▸ What is asked:
Your task is to gather the lines below that hold the string "this".

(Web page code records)
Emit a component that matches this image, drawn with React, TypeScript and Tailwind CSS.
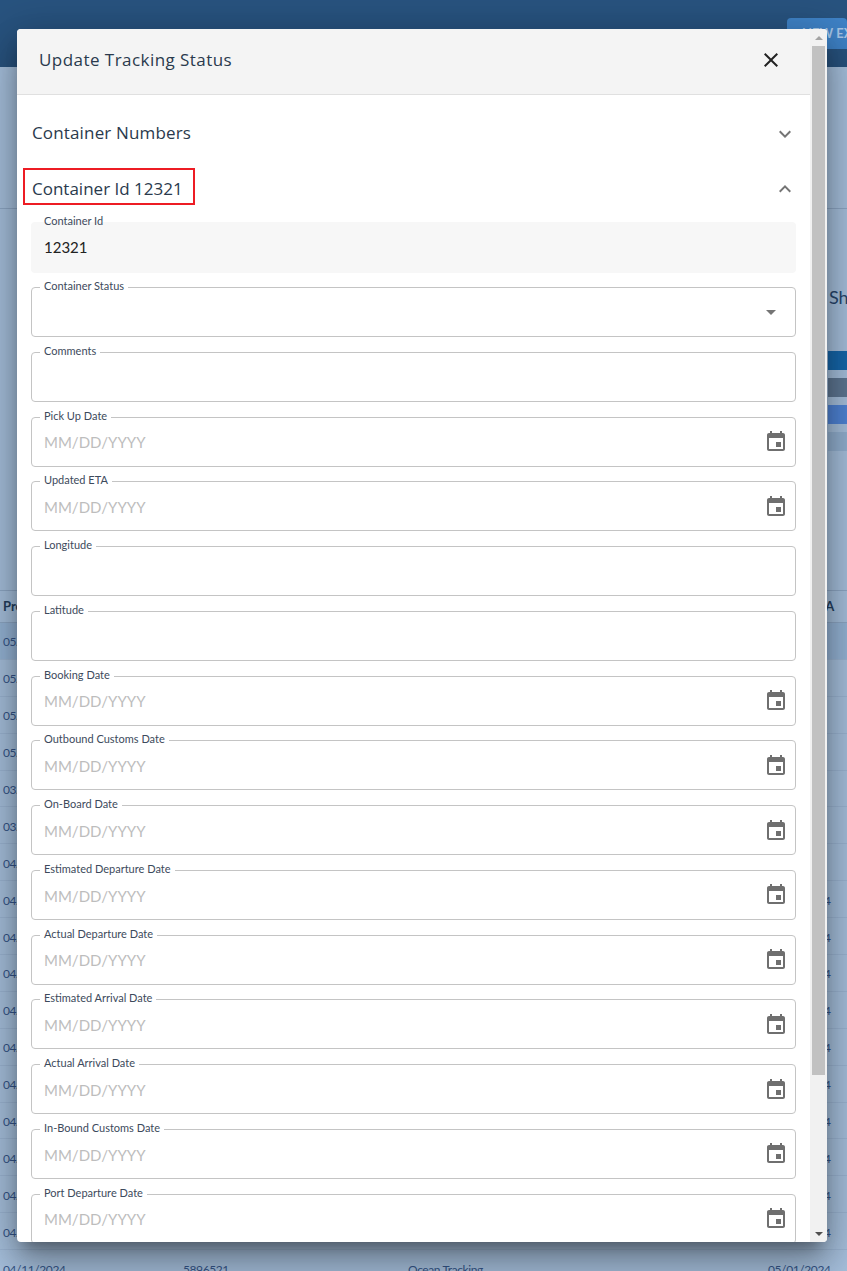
const dateFields = new Set([
  'Pick Up Date', 'Updated ETA', 'Booking Date', 'Outbound Customs Date', 'On-Board Date',
  'Estimated Departure Date', 'Actual Departure Date', 'Estimated Arrival Date', 'Actual Arrival Date',
  'In-Bound Customs Date', 'Port Departure Date',
])

const fields = [
  'Container Status', 'Comments', 'Pick Up Date', 'Updated ETA', 'Longitude', 'Latitude', 'Booking Date',
  'Outbound Customs Date', 'On-Board Date', 'Estimated Departure Date', 'Actual Departure Date',
  'Estimated Arrival Date', 'Actual Arrival Date', 'In-Bound Customs Date', 'Port Departure Date',
]

const rows = [
  ['05/06/2024', ''], ['05/06/2024', ''], ['05/03/2024', ''], ['05/03/2024', ''],
  ['03/28/2024', ''], ['03/28/2024', ''], ['04/11/2024', ''],
  ['04/11/2024', '05/01/2024'], ['04/11/2024', '05/01/2024'], ['04/11/2024', '05/01/2024'],
  ['04/11/2024', '05/01/2024'], ['04/11/2024', '05/01/2024'], ['04/11/2024', '05/01/2024'],
  ['04/11/2024', '05/01/2024'], ['04/11/2024', '05/01/2024'], ['04/11/2024', '05/01/2024'],
  ['04/11/2024', '05/01/2024'], ['04/11/2024', '05/01/2024'],
]

function Icon({ d, className }: { d: string; className: string }) {
  return (
    <svg viewBox="0 0 24 24" className={className} fill="currentColor">
      <path d={d} />
    </svg>
  )
}

const calendar = 'M17 12h-5v5h5v-5zM16 1v2H8V1H6v2H5c-1.11 0-1.99.9-1.99 2L3 19c0 1.1.89 2 2 2h14c1.1 0 2-.9 2-2V5c0-1.1-.9-2-2-2h-1V1h-2zm3 18H5V8h14v11z'

function Field({ label }: { label: string }) {
  const isDate = dateFields.has(label)
  return (
    <div className="relative flex h-[50px] shrink-0 items-center justify-between rounded border border-[#c4c4c4] pl-3 pr-[7px]">
      <span className="absolute -top-[9px] left-[8px] bg-white px-1 text-[11px] leading-[14px] text-[#3d4a5c]">{label}</span>
      <span className="pt-[2px] text-[15px] text-[#bdbdbd]">{isDate ? 'MM/DD/YYYY' : ''}</span>
      {isDate && <Icon d={calendar} className="mt-[1px] h-6 w-6 text-[#6f6f6f]" />}
      {label === 'Container Status' && <Icon d="M7 10l5 5 5-5z" className="mr-[5px] h-6 w-6 text-[#757575]" />}
    </div>
  )
}

export default function App() {
  return (
    <div className="relative h-[1271px] w-[847px] overflow-hidden bg-[#a8c2df] font-['Lato',sans-serif]">
      {/* page behind the dialog */}
      <div className="flex h-[67px] justify-end bg-[#28537f] pt-[18px]">
        <div className="h-[31px] w-[60px] overflow-hidden whitespace-nowrap rounded-t bg-[#3f83c8] pl-[15px] pt-[6px] text-[13px] font-bold text-[#a9c8e8]">NEW EXPORT</div>
      </div>
      <div className="h-[142px] border-b border-[#8fa9c7]" />
      <div className="flex h-[381px] flex-col items-end">
        <div className="w-[18px] overflow-hidden whitespace-nowrap pt-[76px] text-[18px] leading-6 text-[#27476e]">Shipments</div>
        <div className="mt-[42px] flex w-[19px] flex-col gap-[8px]">
          <div className="h-[19px] bg-[#1668ad]" />
          <div className="h-[19px] bg-[#5f7894]" />
          <div className="h-[19px] bg-[#5085d8]" />
          <div className="h-[19px] bg-[#94b2d2]" />
        </div>
      </div>
      <div className="grid h-[33px] grid-cols-[180px_225px_360px_1fr] items-center border-y border-[#8fa9c7] pl-[3px] text-[13px] font-bold text-[#24405f]">
        <div>Pre Alert</div><div>Ref</div><div>Type</div><div className="pl-[43px]">ETA</div>
      </div>
      {rows.map(([date, eta], i) => (
        <div
          key={i}
          className={`grid h-[36.9px] grid-cols-[180px_225px_360px_1fr] items-center border-b border-[#9db7d5] pl-[3px] pt-[3px] text-xs tracking-[-0.4px] text-[#35568a] ${i === 0 ? 'bg-[#97b6d8]' : ''}`}
        >
          <div>{date}</div>
          <div>5896521</div>
          <div>Ocean Tracking</div>
          <div>{eta}</div>
        </div>
      ))}

      {/* dialog */}
      <div className="absolute left-[17px] top-[29px] flex h-[1213px] w-[810px] flex-col overflow-hidden rounded bg-white shadow-[0_11px_15px_-7px_rgba(0,0,0,0.35),0_24px_38px_3px_rgba(0,0,0,0.2),0_9px_46px_8px_rgba(0,0,0,0.2)]">
        <div className="flex h-[66px] shrink-0 items-center justify-between border-b border-[#e0e0e0] bg-[#f4f4f4] pb-[3px] pl-[22px] pr-[44px] font-['Open_Sans',sans-serif] text-[17px] tracking-[0.45px] text-[#2a3a4d]">
          <span>Update Tracking Status</span>
          <Icon d="M19 6.41 17.59 5 12 10.59 6.41 5 5 6.41 10.59 12 5 17.59 6.41 19 12 13.41 17.59 19 19 17.59 13.41 12z" className="h-6 w-6 text-[#222222]" />
        </div>
        <div className="flex flex-col pl-[14px] pr-[31px]">
          <div className="flex h-[76px] shrink-0 items-center justify-between pl-[1px] font-['Open_Sans',sans-serif] text-[17px] tracking-[0.15px] text-[#2a3a4d]">
            <span>Container Numbers</span>
            <Icon d="M16.59 8.59 12 13.17 7.41 8.59 6 10l6 6 6-6z" className="-mr-[1px] mt-[2px] h-6 w-6 text-[#757575]" />
          </div>
          <div className="-mt-[3px] flex h-[37px] shrink-0 items-center justify-between">
            <span className="-ml-[8px] flex h-[37px] items-center border-2 border-[#ed1c24] pl-[7px] pr-[10px] pt-[5px] font-['Open_Sans',sans-serif] text-[17px] text-[#2a3a4d]">Container Id 12321</span>
            <Icon d="m12 8-6 6 1.41 1.41L12 10.83l4.59 4.58L18 14z" className="-mr-[1px] mt-[5px] h-6 w-6 text-[#757575]" />
          </div>
          <div className="mt-[17px] flex flex-col gap-[14.75px]">
            <div className="relative -mb-[0.75px] flex h-[51px] shrink-0 items-center rounded bg-[#f7f7f7] pl-[13px]">
              <span className="absolute -top-[8px] left-[13px] text-[11px] leading-[14px] text-[#3d4a5c]">Container Id</span>
              <span className="text-[15px] text-[#222222]">12321</span>
            </div>
            {fields.map(label => <Field key={label} label={label} />)}
          </div>
        </div>
        {/* scrollbar */}
        <div className="absolute bottom-0 right-0 top-0 flex w-[17px] flex-col items-center bg-[#f1f1f1]">
          <div className="flex h-[17px] w-full items-center justify-center">
            <div className="h-0 w-0 border-x-[4px] border-b-[4px] border-x-transparent border-b-[#a3a3a3]" />
          </div>
          <div className="h-[1029px] w-[13px] bg-[#c1c1c1]" />
          <div className="mt-auto flex h-[17px] w-full items-center justify-center">
            <div className="h-0 w-0 border-x-[4px] border-t-[4px] border-x-transparent border-t-[#505050]" />
          </div>
        </div>
      </div>
    </div>
  )
}
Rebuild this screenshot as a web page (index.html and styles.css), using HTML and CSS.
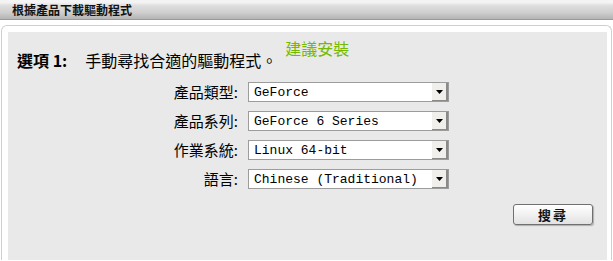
FILE: index.html
```html
<!DOCTYPE html>
<html>
<head>
<meta charset="utf-8">
<title>根據產品下載驅動程式</title>
<link rel="stylesheet" href="styles.css">
</head>
<body>

<!-- Title bar -->
<div class="title-bar">根據產品下載驅動程式</div>

<!-- Driver search panel -->
<div class="panel">
  <div class="panel-inner">

    <div class="option-row">
      <div class="option-title"><b>選項 1:</b><span>手動尋找合適的驅動程式。</span></div>
      <div class="recommend">建議安裝</div>
    </div>

    <div class="form-grid">
      <label class="field-label">產品類型:</label>
      <div class="dropdown"><span>GeForce</span><div class="dropdown-btn"><svg width="7" height="4" viewBox="0 0 7 4"><path d="M0 0H7L3.5 4Z" fill="#000"/></svg></div></div>

      <label class="field-label">產品系列:</label>
      <div class="dropdown"><span>GeForce 6 Series</span><div class="dropdown-btn"><svg width="7" height="4" viewBox="0 0 7 4"><path d="M0 0H7L3.5 4Z" fill="#000"/></svg></div></div>

      <label class="field-label">作業系統:</label>
      <div class="dropdown"><span>Linux 64-bit</span><div class="dropdown-btn"><svg width="7" height="4" viewBox="0 0 7 4"><path d="M0 0H7L3.5 4Z" fill="#000"/></svg></div></div>

      <label class="field-label">語言:</label>
      <div class="dropdown"><span>Chinese (Traditional)</span><div class="dropdown-btn"><svg width="7" height="4" viewBox="0 0 7 4"><path d="M0 0H7L3.5 4Z" fill="#000"/></svg></div></div>
    </div>

    <div class="actions">
      <button class="search-btn">搜尋</button>
    </div>

  </div>
</div>

</body>
</html>
```

FILE: styles.css
```css
/* Page */
body {
  margin: 0;
  width: 613px;
  height: 261px;
  overflow: hidden;
  background: #fff;
  font-family: "Noto Sans CJK TC", "Noto Sans", sans-serif;
  color: #000;
}

/* Grey gradient title bar */
.title-bar {
  height: 19px;
  line-height: 20px;
  padding-left: 12px;
  font-size: 12px;
  font-weight: bold;
  color: #111;
  background: linear-gradient(to bottom, #f4f4f4 0%, #f4f4f4 12%, #dedede 30%, #cfcfcf 65%, #b4b4b4 100%);
  border-bottom: 1px solid #9a9a9a;
}

/* Outer panel with rounded top border */
.panel {
  margin: 5px 1px 0 1px;
  padding: 6px 4px 0 6px;
  border: 1px solid #cfcfcf;
  border-bottom: none;
  border-radius: 6px 6px 0 0;
}

.panel-inner {
  height: 228px;
  background: #e9e9e9;
}

/* Option heading row */
.option-row {
  display: flex;
  height: 37px;
  padding-left: 9px;
}

.option-title {
  align-self: flex-end;
  font-size: 16px;
  line-height: 18px;
}

.option-title b {
  margin-right: 18px;
}

.recommend {
  align-self: flex-start;
  margin: 7px 0 0 8px;
  font-size: 16px;
  line-height: 18px;
  color: #76b900;
}

/* Label / dropdown grid */
.form-grid {
  display: grid;
  grid-template-columns: 230px 201px;
  column-gap: 10px;
  row-gap: 9px;
  margin-top: 13px;
}

.field-label {
  text-align: right;
  font-size: 15px;
  line-height: 20px;
}

.dropdown {
  display: flex;
  height: 18px;
  border: 1px solid #9c9c9c;
  background: #fff;
  font-family: "Liberation Mono", monospace;
  font-size: 13px;
  line-height: 19px;
}

.dropdown span {
  flex: 1;
  padding-left: 5px;
  white-space: nowrap;
}

.dropdown-btn {
  display: flex;
  justify-content: center;
  align-items: center;
  width: 14px;
  background: #f1efec;
  border-right: 2px solid #8a8a8a;
  border-bottom: 1px solid #8a8a8a;
}

/* Search button */
.actions {
  display: flex;
  justify-content: flex-end;
  margin-top: 15px;
  padding-right: 14px;
}

.search-btn {
  width: 80px;
  height: 21px;
  padding: 0;
  font-family: "Noto Sans CJK TC", sans-serif;
  font-size: 13px;
  font-weight: bold;
  letter-spacing: 2px;
  color: #111;
  background: linear-gradient(to bottom, #ffffff 0%, #f1f1f1 50%, #e2e2e2 100%);
  border: 1px solid #707070;
  border-radius: 3px;
  box-shadow: 1px 1px 1px rgba(0, 0, 0, 0.25);
}
```
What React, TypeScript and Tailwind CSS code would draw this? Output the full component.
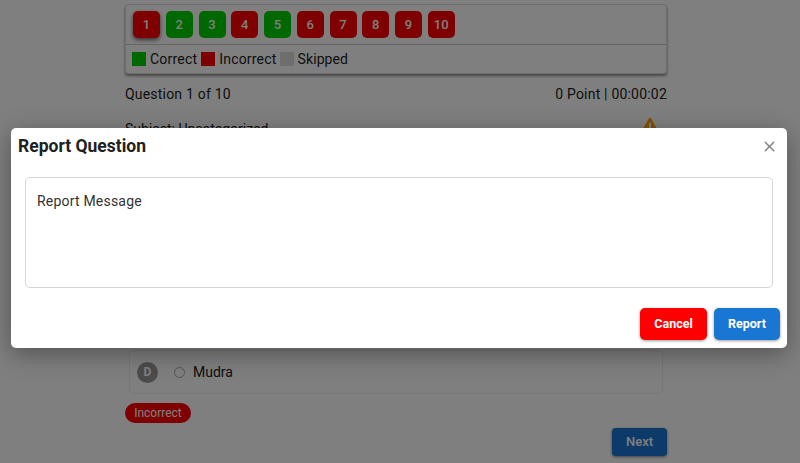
import { X } from 'lucide-react';

const questions = [
    { n: 1, ok: false },
    { n: 2, ok: true },
    { n: 3, ok: true },
    { n: 4, ok: false },
    { n: 5, ok: true },
    { n: 6, ok: false },
    { n: 7, ok: false },
    { n: 8, ok: false },
    { n: 9, ok: false },
    { n: 10, ok: false },
];

export default function App() {
    return (
        <div className="relative h-[463px] w-[800px] overflow-hidden bg-white font-['Roboto',sans-serif] text-[#212121]">
            {/* PAGE BEHIND THE DIALOG */}
            <div className="ml-[125px] flex w-[542px] flex-col pt-[4px]">
                <div className="rounded-[4px] border border-[#ddd] bg-white shadow-[0_2px_3px_rgba(0,0,0,0.45)]">
                    <div className="flex h-[40px] items-center gap-[5.75px] border-b border-[#ccc] px-[7px]">
                        {questions.map((q) => (
                            <div
                                key={q.n}
                                className={`flex h-[27px] w-[27px] items-center justify-center rounded-[5px] text-[13px] font-medium text-white ${q.ok ? 'bg-[#00d000]' : 'bg-[#ff0000]'} ${q.n === 1 ? 'shadow-[0_2px_4px_rgba(0,0,0,0.6)]' : ''}`}
                            >
                                {q.n}
                            </div>
                        ))}
                    </div>
                    <div className="flex h-[28px] items-center px-[6px] text-[14px] tracking-[0.2px]">
                        <span className="mr-[4px] h-[14px] w-[14px] bg-[#00d000]" />
                        <span className="mr-[4px]">Correct</span>
                        <span className="mr-[4px] h-[14px] w-[14px] bg-[#ff0000]" />
                        <span className="mr-[3px]">Incorrect</span>
                        <span className="mr-[4px] h-[14px] w-[14px] bg-[#ddd]" />
                        <span className="tracking-[0.1px]">Skipped</span>
                    </div>
                </div>

                <div className="mt-[10px] flex h-[20px] items-center justify-between text-[14px] tracking-[0.2px]">
                    <span>Question 1 of 10</span>
                    <span>0 Point | 00:00:02</span>
                </div>

                <div className="mt-[15px] flex h-[20px] items-center justify-between text-[14px]">
                    <span>Subject: Uncategorized</span>
                    <svg width="20" height="18" viewBox="0 0 20 18" className="mr-[7px] mt-[-6px]">
                        <path d="M10 1.5 L18.5 16.5 H1.5 Z" fill="#ffa500" stroke="#ffa500" strokeWidth="2" strokeLinejoin="round" />
                        <path d="M10 6 V11" stroke="#fff" strokeWidth="2" />
                    </svg>
                </div>

                {/* options A-C are fully covered by the dialog */}
                <div className="h-[211px]" />

                <div className="ml-[4px] mr-[4px] flex h-[44px] items-center rounded-[5px] border border-[#eee] px-[7px] text-[14px]">
                    <span className="flex h-[21px] w-[21px] items-center justify-center rounded-full bg-[#999] text-[12px] font-bold text-white">D</span>
                    <span className="ml-[16px] h-[11px] w-[11px] rounded-full border border-[#aaa]" />
                    <span className="ml-[8px]">Mudra</span>
                </div>

                <div className="mt-[9px] flex h-[20px] w-[66px] items-center justify-center rounded-full bg-[#ff0000] text-[12px] text-white">Incorrect</div>

                <div className="mt-[5px] flex justify-end">
                    <div className="flex h-[28px] w-[55px] items-center justify-center rounded-[4px] bg-[#1976d2] text-[13px] font-medium text-white shadow-[0_1px_3px_rgba(0,0,0,0.5)]">Next</div>
                </div>
            </div>

            {/* BACKDROP + DIALOG */}
            <div className="absolute inset-0 bg-black/50">
                <div className="absolute left-[11px] top-[128px] h-[220px] w-[776px] rounded-[5px] bg-white shadow-[0_6px_24px_rgba(0,0,0,0.35)]">
                    <div className="flex h-[36px] items-center justify-between pl-[7px] pr-[9px]">
                        <h2 className="text-[17.5px] font-bold text-[#212121]">Report Question</h2>
                        <X size={17} strokeWidth={2} className="text-[#808080]" />
                    </div>
                    <div className="mx-[14px] mt-[13px] h-[111px] rounded-[5px] border border-[#d6d6d6] px-[11px] py-[15px] text-[14px] leading-[16px] tracking-[0.2px] text-[#333]">
                        Report Message
                    </div>
                    <div className="mt-[20px] flex justify-end gap-[7px] pr-[7px]">
                        <button className="h-[32px] w-[67px] rounded-[5px] bg-[#ff0000] text-[12.5px] font-bold text-white shadow-[0_1px_3px_rgba(0,0,0,0.4)]">Cancel</button>
                        <button className="h-[32px] w-[66px] rounded-[5px] bg-[#1976d2] text-[12.5px] font-bold text-white shadow-[0_1px_3px_rgba(0,0,0,0.4)]">Report</button>
                    </div>
                </div>
            </div>
        </div>
    );
}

▸ Task answer:
Emit a component that matches this image, drawn with React, TypeScript and Tailwind CSS.
Rebuild this screenshot as a web page (index.html and styles.css), using HTML and CSS.
What React, TypeScript and Tailwind CSS code would draw this? Output the full component.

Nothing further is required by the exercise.